Il Made in Italy non si improvvisa

Nel nostro nuovo editoriale denunciamo l’improvvisazione sul Made in Italy e invitiamo a Mantova per riscoprire il valore della conoscenza enogastronomica.

Il Made in Italy non si improvvisa

Il Made in Italy non si improvvisa

Editoriale di Alfio Mirone

In un momento storico così delicato, dove i cambiamenti climatici e sociali impongono nuove riflessioni sul cibo, c’è chi, con superficialità e arroganza, si riempie la bocca di Made in Italy come se bastasse gridarlo per difenderlo.
Ma dietro a certe dichiarazioni — spesso provenienti da chi ha ruoli istituzionali e dovrebbe conoscere il significato delle parole che pronuncia — si nasconde una pericolosa ignoranza: quella che svuota il valore, mortifica le competenze e trasforma la narrazione agroalimentare italiana in una sagra della retorica.

Il Made in Italy non è una bandiera da sventolare a convenienza.
È una responsabilità culturale, storica, territoriale.
È la somma di mani che lavorano, di suoli che respirano, di tradizioni che si evolvono senza perdere autenticità.

Chi parla di cibo senza viverlo, chi lo trasforma in uno slogan politico o identitario, rischia di fare il male del nostro Paese, proprio mentre crede di rappresentarlo.

Da dieci anni, sul nostro magazine, racconto l’enogastronomia con il rispetto che si deve a chi la custodisce: produttori, contadini, cuochi, viticoltori, artigiani.
Assaggio, viaggio, ascolto, studio.
Perché senza studio, senza consapevolezza, non si può parlare di cibo.

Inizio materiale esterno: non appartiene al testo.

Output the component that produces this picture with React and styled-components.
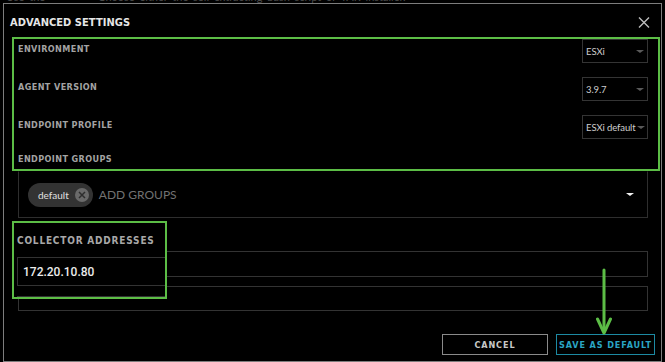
import React from "react";
import styled, { createGlobalStyle } from "styled-components";

const GlobalStyle = createGlobalStyle`
  html, body { margin: 0; padding: 0; background: #000; }
  body { overflow: hidden; }
  * { box-sizing: border-box; }
`;

const condensed = `
  font-family: "DejaVu Sans Condensed", "DejaVu Sans", sans-serif;
  font-stretch: condensed;
`;

const GREEN = "#5cbd46";

const Page = styled.div`
  width: 665px;
  height: 362px;
  background: #000;
  overflow: hidden;
`;

const BackdropStrip = styled.div`
  height: 3px;
  overflow: hidden;
  padding-left: 6px;
`;

const BackdropText = styled.div`
  margin-top: -9px;
  line-height: 12px;
  font-family: "Lato", sans-serif;
  font-size: 11px;
  color: #4a4a4a;
  white-space: nowrap;
  word-spacing: 2px;
`;

const Dialog = styled.div`
  position: relative;
  margin-left: 3px;
  width: 659px;
  height: 359px;
  border: 1px solid #7d7d7d;
  display: flex;
  flex-direction: column;
  background: #000;
`;

const Header = styled.div`
  height: 33px;
  padding: 3px 11px 0 6px;
  display: flex;
  align-items: center;
  justify-content: space-between;
`;

const Title = styled.div`
  ${condensed}
  font-size: 11px;
  font-weight: 600;
  letter-spacing: 0.05px;
  color: #e6e6e6;
`;

const CloseButton = styled.div`
  width: 12px;
  height: 11px;
  display: flex;
`;

const Body = styled.div`
  padding: 0 13px 0 14px;
  display: flex;
  flex-direction: column;
`;

const Annotation = styled.div`
  margin: 0 -12px 0 -6px;
  border: 2px solid ${GREEN};
  padding: 0 10px 4px 4px;
`;

const Row = styled.div`
  display: flex;
  justify-content: space-between;
  align-items: flex-start;
  height: ${(p) => (p.$labelOnly ? "12px" : "24px")};
  margin-bottom: ${(p) => (p.$labelOnly ? "0" : "14px")};
`;

const Label = styled.div`
  ${condensed}
  padding-top: ${(p) => (p.$labelOnly ? "0" : "4px")};
  line-height: 12px;
  font-size: 9px;
  font-weight: 700;
  letter-spacing: 0.4px;
  color: #a3a3a3;
`;

const Select = styled.div`
  width: 66px;
  height: 24px;
  border: 1px solid #343434;
  display: flex;
  align-items: center;
  justify-content: space-between;
  padding: 0 3px 0 3px;
  font-family: "Lato", sans-serif;
  font-size: 9.5px;
  letter-spacing: -0.1px;
  color: #cfcfcf;
  white-space: nowrap;
  gap: 1px;
`;

const Caret = styled.span`
  flex: none;
  width: 0;
  height: 0;
  border-left: ${(p) => p.$size || 4}px solid transparent;
  border-right: ${(p) => p.$size || 4}px solid transparent;
  border-top: ${(p) => (p.$size ? p.$size - 1 : 3)}px solid ${(p) => p.$color || "#5a5a5a"};
`;

const GroupBox = styled.div`
  height: 47px;
  border: 1px solid #2e2e2e;
  border-top-color: transparent;
  display: flex;
  align-items: center;
  padding: 0 13px 0 9px;
  gap: 6px;
`;

const Chip = styled.div`
  height: 24px;
  border-radius: 12px;
  background: #333;
  display: flex;
  align-items: center;
  padding: 0 4px 0 10px;
  gap: 6px;
  font-family: "Lato", sans-serif;
  font-size: 10px;
  color: #e0e0e0;
`;

const ChipClose = styled.span`
  width: 14px;
  height: 14px;
  border-radius: 50%;
  background: #6a6a6a;
  display: flex;
  align-items: center;
  justify-content: center;
`;

const Placeholder = styled.span`
  flex: 1;
  font-family: "Lato", sans-serif;
  font-size: 12px;
  color: #727272;
`;

const Collector = styled.div`
  position: relative;
  padding-top: 33px;
  display: flex;
  flex-direction: column;
  gap: 9px;
`;

const TextInput = styled.div`
  height: ${(p) => p.$h}px;
  border: 1px solid #333;
`;

const ZoomOverlay = styled.div`
  position: absolute;
  top: 3px;
  left: -6px;
  width: 155px;
  height: 78px;
  border: 2px solid ${GREEN};
  background: #000;
  overflow: hidden;
  padding-left: 3px;
  display: flex;
  flex-direction: column;
`;

const BigLabel = styled.div`
  ${condensed}
  margin-top: 11px;
  line-height: 14px;
  font-size: 10px;
  font-weight: 700;
  letter-spacing: 0.8px;
  color: #a8a8a8;
`;

const BigInput = styled.div`
  margin-top: 9px;
  flex: none;
  height: 29px;
  border: 1px solid #333;
  border-right: none;
  display: flex;
  align-items: center;
  padding-left: 5px;
  font-family: "Roboto", sans-serif;
  font-size: 12px;
  font-weight: 500;
  color: #ececec;
  margin-right: -2px;
`;

const BigInputNext = styled.div`
  margin-top: 10px;
  flex: none;
  height: 20px;
  border: 1px solid #333;
  border-right: none;
  margin-right: -2px;
`;

const Footer = styled.div`
  margin-top: auto;
  display: flex;
  justify-content: flex-end;
  gap: 8px;
  padding: 0 6px 6px 0;
`;

const Button = styled.div`
  ${condensed}
  height: 21px;
  min-width: ${(p) => (p.$primary ? "97px" : "106px")};
  padding: 0 2px;
  border: 1px solid ${(p) => (p.$primary ? "#1d8aa3" : "#8a8a8a")};
  color: ${(p) => (p.$primary ? "#2aa5c4" : "#c8c8c8")};
  display: flex;
  align-items: center;
  justify-content: center;
  font-size: 9px;
  font-weight: 700;
  letter-spacing: 0.9px;
  white-space: nowrap;
`;

const Arrow = styled.svg`
  position: absolute;
  left: 592px;
  top: 264px;
`;

export default function App() {
  const rows = [
    { label: "ENVIRONMENT", value: "ESXi" },
    { label: "AGENT VERSION", value: "3.9.7" },
    { label: "ENDPOINT PROFILE", value: "ESXi default" },
  ];
  return (
    <Page>
      <GlobalStyle />
      <BackdropStrip>
        <BackdropText>
          Use the&nbsp;&nbsp;&nbsp;&nbsp;&nbsp;&nbsp;&nbsp;&nbsp;&nbsp;&nbsp;&nbsp;Choose either the self-extracting bash script or TAR installer.&nbsp;&nbsp;&nbsp;&nbsp;&nbsp;&nbsp;&nbsp;&nbsp;&nbsp;&nbsp;&nbsp;&nbsp;-
        </BackdropText>
      </BackdropStrip>
      <Dialog>
        <Header>
          <Title>ADVANCED SETTINGS</Title>
          <CloseButton>
            <svg width="12" height="11" viewBox="0 0 12 11">
              <path d="M1 0.5 L11 10.5 M11 0.5 L1 10.5" stroke="#bdbdbd" strokeWidth="1.4" fill="none" />
            </svg>
          </CloseButton>
        </Header>
        <Body>
          <Annotation>
            {rows.map((r) => (
              <Row key={r.label}>
                <Label>{r.label}</Label>
                <Select>
                  <span>{r.value}</span>
                  <Caret />
                </Select>
              </Row>
            ))}
            <Row $labelOnly>
              <Label $labelOnly>ENDPOINT GROUPS</Label>
            </Row>
          </Annotation>
          <GroupBox>
            <Chip>
              default
              <ChipClose>
                <svg width="8" height="8" viewBox="0 0 8 8">
                  <path d="M1 1 L7 7 M7 1 L1 7" stroke="#2e2e2e" strokeWidth="1.5" />
                </svg>
              </ChipClose>
            </Chip>
            <Placeholder>ADD GROUPS</Placeholder>
            <Caret $size={4} $color="#f2f2f2" />
          </GroupBox>
          <Collector>
            <TextInput $h={26} />
            <TextInput $h={25} />
            <ZoomOverlay>
              <BigLabel>COLLECTOR ADDRESSES</BigLabel>
              <BigInput>172.20.10.80</BigInput>
              <BigInputNext />
            </ZoomOverlay>
          </Collector>
        </Body>
        <Footer>
          <Button>CANCEL</Button>
          <Button $primary>SAVE AS DEFAULT</Button>
        </Footer>
        <Arrow width="16" height="68" viewBox="0 0 16 68">
          <path d="M8 2 L8 63" stroke={GREEN} strokeWidth="3" strokeLinecap="round" />
          <path d="M1.5 51 L8 65 L14.5 51" stroke={GREEN} strokeWidth="3" fill="none" strokeLinecap="round" strokeLinejoin="round" />
        </Arrow>
      </Dialog>
    </Page>
  );
}
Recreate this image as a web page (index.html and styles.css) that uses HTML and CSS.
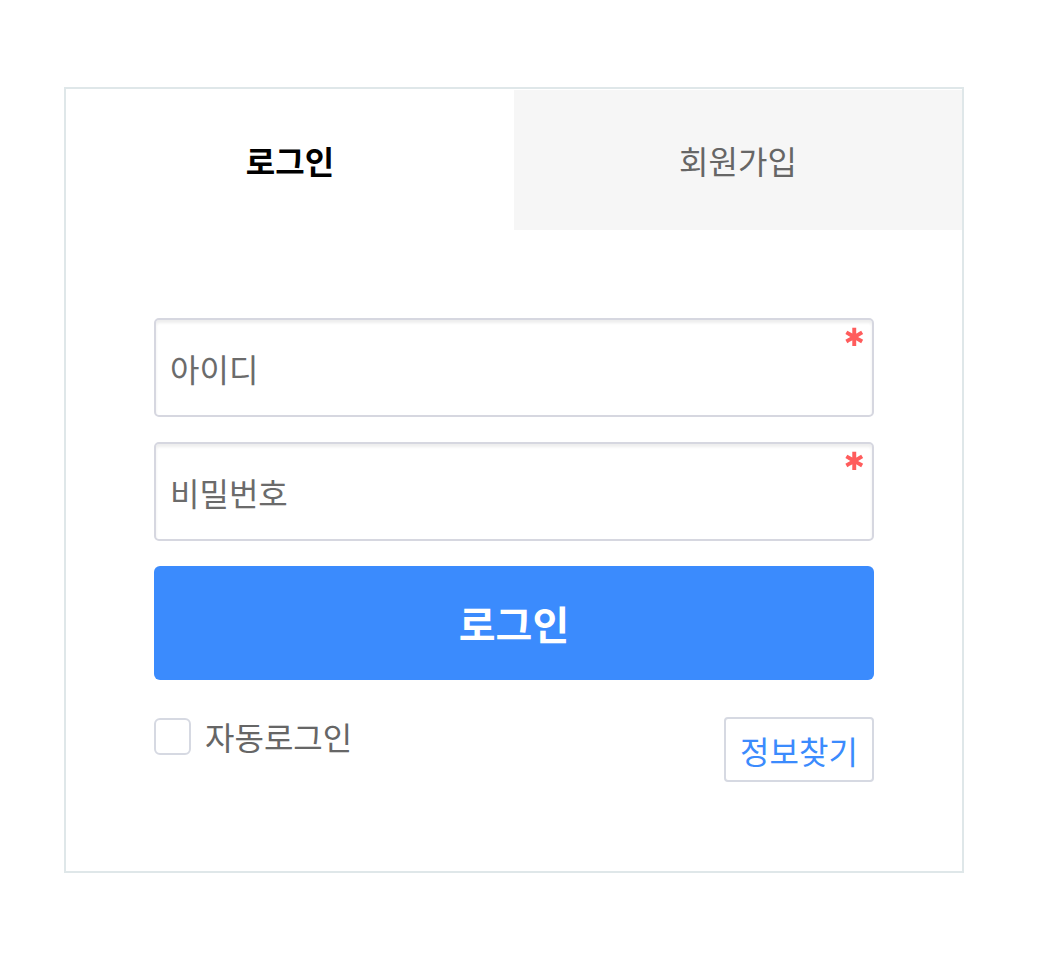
FILE: index.html
```html
<!DOCTYPE html>
<html lang="ko">
<head>
    <meta charset="UTF-8">
    <meta name="viewport" content="width=device-width, initial-scale=1.0">
    <title>로그인</title>
    <link rel="stylesheet" href="styles.css">
</head>
<body>
    <div class="login-box">
        <div class="tabs">
            <div class="tab active">로그인</div>
            <div class="tab">회원가입</div>
        </div>

        <form class="login-form">
            <div class="field">
                <input type="text" placeholder="아이디">
                <span class="required">✱</span>
            </div>
            <div class="field">
                <input type="password" placeholder="비밀번호">
                <span class="required">✱</span>
            </div>

            <button type="button" class="btn-login">로그인</button>

            <div class="form-bottom">
                <label class="auto-login">
                    <span class="check"></span>
                    자동로그인
                </label>
                <button type="button" class="btn-find">정보찾기</button>
            </div>
        </form>
    </div>
</body>
</html>
```

FILE: styles.css
```css
body {
    margin: 0;
    padding: 87px 0 0 64px;
    font-family: "Noto Sans CJK KR", "Noto Sans", sans-serif;
    background: #fff;
}

.login-box {
    width: 900px;
    box-sizing: border-box;
    border: 2px solid #dfe7e9;
}

.tabs {
    display: flex;
}

.tab {
    flex: 1;
    height: 140px;
    display: flex;
    align-items: center;
    justify-content: center;
    font-size: 32px;
    color: #666;
    background: #f6f6f6;
    border-top: 1px solid #fff;
}

.tab.active {
    background: #fff;
    color: #000;
    font-weight: 700;
}

.login-form {
    padding: 88px 88px 89px;
    display: flex;
    flex-direction: column;
}

.field {
    position: relative;
    margin-bottom: 25px;
}

.field input {
    display: block;
    width: 100%;
    height: 99px;
    box-sizing: border-box;
    border: 2px solid #d6d7e0;
    border-radius: 5px;
    box-shadow: inset 0 3px 3px rgba(0, 0, 0, 0.07);
    padding: 0 14px;
    font-family: inherit;
    font-size: 32px;
    color: #333;
    outline: none;
}

.field input::placeholder {
    color: #6b6b6b;
}

.required {
    position: absolute;
    top: 7px;
    right: 9px;
    font-family: "DejaVu Sans", sans-serif;
    font-weight: 700;
    font-size: 25px;
    line-height: 1;
    color: #ff5c5c;
    filter: blur(0.5px);
}

.btn-login {
    height: 114px;
    border: none;
    border-radius: 6px;
    background: #3b8bfd;
    color: #fff;
    font-family: inherit;
    font-size: 40px;
    font-weight: 700;
    cursor: pointer;
}

.form-bottom {
    display: flex;
    justify-content: space-between;
    align-items: flex-start;
    margin-top: 37px;
}

.auto-login {
    display: flex;
    align-items: center;
    gap: 14px;
    font-size: 32px;
    color: #666;
    line-height: 38px;
}

.check {
    width: 37px;
    height: 37px;
    box-sizing: border-box;
    border: 2px solid #d6d9e2;
    border-radius: 6px;
}

.btn-find {
    width: 150px;
    height: 65px;
    box-sizing: border-box;
    border: 2px solid #d6d9e2;
    border-radius: 4px;
    background: #fff;
    color: #3b8bfd;
    font-family: inherit;
    font-size: 32px;
    padding: 0;
    cursor: pointer;
}
```
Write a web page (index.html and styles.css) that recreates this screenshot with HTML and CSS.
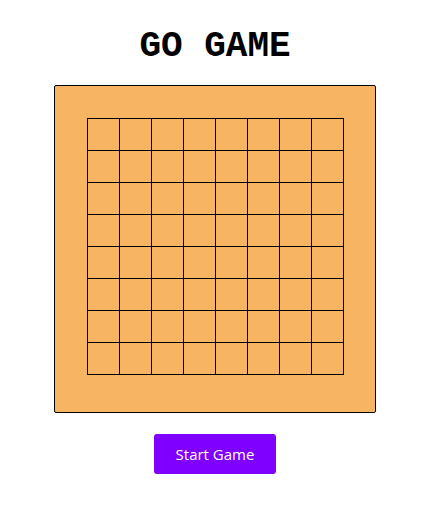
FILE: index.html
```html
<!DOCTYPE html>
<html>
<head>
<meta charset="utf-8">
<link rel="stylesheet" href="styles.css">
</head>
<body>
<div class="app">
  <h1 class="title">GO GAME</h1>
  <div class="board">
    <div class="grid" id="grid"></div>
  </div>
  <button class="start">Start Game</button>
</div>
<script>
  var g = document.getElementById('grid');
  for (var i = 0; i < 64; i++) { var c = document.createElement('div'); c.className = 'cell'; g.appendChild(c); }
</script>
</body>
</html>
```
FILE: styles.css
```css
html, body { margin: 0; padding: 0; background: #fff; }
.app {
  width: 430px;
  display: flex;
  flex-direction: column;
  align-items: center;
}
.title {
  font-family: "Liberation Mono", monospace;
  font-weight: bold;
  font-size: 36px;
  line-height: 40px;
  margin: 27px 0 18px;
  color: #000;
}
.board {
  width: 320px;
  height: 326px;
  box-sizing: content-box;
  background: #f7b563;
  border: 1px solid #000;
  border-radius: 2px;
  padding: 0;
  display: flex;
  justify-content: center;
  align-items: flex-start;
}
.grid {
  margin-top: 32px;
  display: grid;
  grid-template-columns: repeat(8, 32px);
  grid-template-rows: repeat(8, 32px);
  border-left: 1px solid #000;
  border-top: 1px solid #000;
}
.cell {
  border-right: 1px solid #000;
  border-bottom: 1px solid #000;
  box-sizing: border-box;
  width: 32px;
  height: 32px;
}
.start {
  margin-top: 21px;
  width: 122px;
  height: 40px;
  border: none;
  border-radius: 3px;
  background: #7f00ff;
  color: #fff;
  font-family: "Open Sans", sans-serif;
  font-size: 15px;
  cursor: pointer;
}
```
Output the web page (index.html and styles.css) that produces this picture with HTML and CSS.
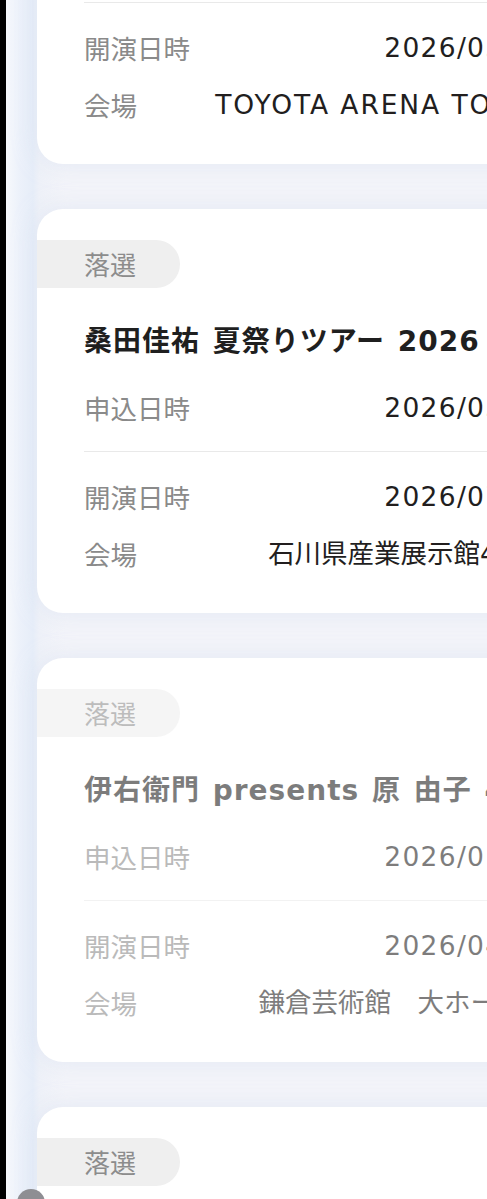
FILE: index.html
```html
<!DOCTYPE html>
<html lang="ja">
<head>
<meta charset="utf-8">
<title>抽選結果</title>
<link rel="stylesheet" href="styles.css">
</head>
<body>
<div class="screen">
  <div class="list">
    <article class="card">
      <span class="status">落選</span>
      <h2 class="title">桑田佳祐 LIVE TOUR 2026</h2>
      <dl class="rows">
        <div class="row row--apply"><dt>申込日時</dt><dd class="val--latin">2026/02/14</dd></div>
        <div class="row row--show"><dt>開演日時</dt><dd class="val--latin">2026/05/23</dd></div>
        <div class="row row--venue"><dt>会場</dt><dd class="val--latin val--wide">TOYOTA ARENA TOKYO</dd></div>
      </dl>
    </article>

    <article class="card">
      <span class="status">落選</span>
      <h2 class="title">桑田佳祐 夏祭りツアー 2026</h2>
      <dl class="rows">
        <div class="row row--apply"><dt>申込日時</dt><dd class="val--latin">2026/03/01</dd></div>
        <div class="row row--show"><dt>開演日時</dt><dd class="val--latin">2026/07/18</dd></div>
        <div class="row row--venue"><dt>会場</dt><dd>石川県産業展示館4号館</dd></div>
      </dl>
    </article>

    <article class="card card--muted">
      <span class="status">落選</span>
      <h2 class="title">伊右衛門 presents 原 由子 40周年記念コンサート</h2>
      <dl class="rows">
        <div class="row row--apply"><dt>申込日時</dt><dd class="val--latin">2026/01/20</dd></div>
        <div class="row row--show"><dt>開演日時</dt><dd class="val--latin">2026/04/11</dd></div>
        <div class="row row--venue"><dt>会場</dt><dd>鎌倉芸術館　大ホール席</dd></div>
      </dl>
    </article>

    <article class="card">
      <span class="status">落選</span>
      <h2 class="title">桑田佳祐 LIVE TOUR 2025</h2>
      <dl class="rows">
        <div class="row row--apply"><dt>申込日時</dt><dd class="val--latin">2025/12/05</dd></div>
        <div class="row row--show"><dt>開演日時</dt><dd class="val--latin">2026/03/08</dd></div>
        <div class="row row--venue"><dt>会場</dt><dd>横浜アリーナ</dd></div>
      </dl>
    </article>
  </div>
  <span class="fab"></span>
</div>
</body>
</html>
```

FILE: styles.css
```css
html, body {
  margin: 0;
  padding: 0;
}

body {
  background: #000;
  width: 487px;
  height: 1199px;
  overflow: hidden;
  font-family: "Noto Sans CJK JP", "Noto Sans", sans-serif;
}

.screen {
  position: relative;
  margin-left: 6px;
  height: 1199px;
  overflow: hidden;
  padding-left: 31px;
  background: linear-gradient(to right, #f7f9fc 0, #ecf1fa 14px, #e6edf8 27px, #eef1f8 33px, #f3f4f9 60px);
}

.list {
  display: flex;
  flex-direction: column;
  gap: 45px;
  margin-top: -240px;
}

.card {
  width: 560px;
  background: #fff;
  border-radius: 26px;
  padding: 31px 0 39px;
  box-shadow: 0 0 22px rgba(214, 222, 240, 0.55);
}

.status {
  display: block;
  width: fit-content;
  height: 48px;
  line-height: 48px;
  padding: 0 44px 0 47px;
  border-radius: 0 24px 24px 0;
  background: #efefef;
  color: #8c8c8c;
  font-size: 26px;
}

.title {
  margin: 34px 0 0 47px;
  font-family: "DejaVu Sans", "Noto Sans CJK JP", sans-serif;
  font-size: 28px;
  line-height: 40px;
  font-weight: 700;
  letter-spacing: 1px;
  word-spacing: 2px;
  color: #1f1f1f;
  white-space: nowrap;
}

.rows {
  margin: 26px 0 0 47px;
  padding-right: 47px;
}

.row {
  display: flex;
  justify-content: space-between;
  align-items: center;
  line-height: 40px;
  font-size: 26.5px;
}

.row--apply {
  padding-bottom: 23px;
  border-bottom: 1px solid #e9e9e9;
}

.row--show {
  margin-top: 25px;
}

.row--venue {
  margin-top: 17px;
}

.row dt {
  color: #8a8a8a;
  font-family: "Noto Sans CJK JP", sans-serif;
  white-space: nowrap;
}

.row dd {
  margin: 0;
  color: #221e1e;
  font-family: "DejaVu Sans", "Noto Sans CJK JP", sans-serif;
  white-space: nowrap;
}

.row dd.val--latin {
  letter-spacing: 1.3px;
}

.row dd.val--wide {
  letter-spacing: 1.9px;
}

.card--muted > * {
  opacity: 0.58;
}

.fab {
  position: absolute;
  left: 11px;
  top: 1189px;
  width: 28px;
  height: 28px;
  border-radius: 50%;
  background: #8e8e93;
}
```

E proprio per questo invito chi vuole davvero capire dove va la tavola del futuro a essere presente a Mantova, dal 16 al 18 maggio, al Food&Science Festival 2025.

Un evento che, già dal tema — “Cambiamenti” — dimostra quanto il cibo sia parte attiva dei mutamenti globali: si parlerà di novel food, tecnologia, agricoltura, carne coltivata, biodiversità, psicologia dei consumi, salute, e lo si farà con scienziati, agronomi, ricercatori, filosofi, non con improvvisati profeti del nulla.

Ci sarà spazio per il gusto, certo, ma anche per la coscienza.
Perché il futuro del cibo non è un gioco elettorale.
È una questione di visione, cultura e responsabilità.

Chi vuole capire, ci sarà.
Chi preferisce semplificare, continuerà a urlare parole che non sa cucinare.
Ma, come sempre, sarà il tempo a fare la vera selezione tra chi racconta per passione e chi parla per mestiere.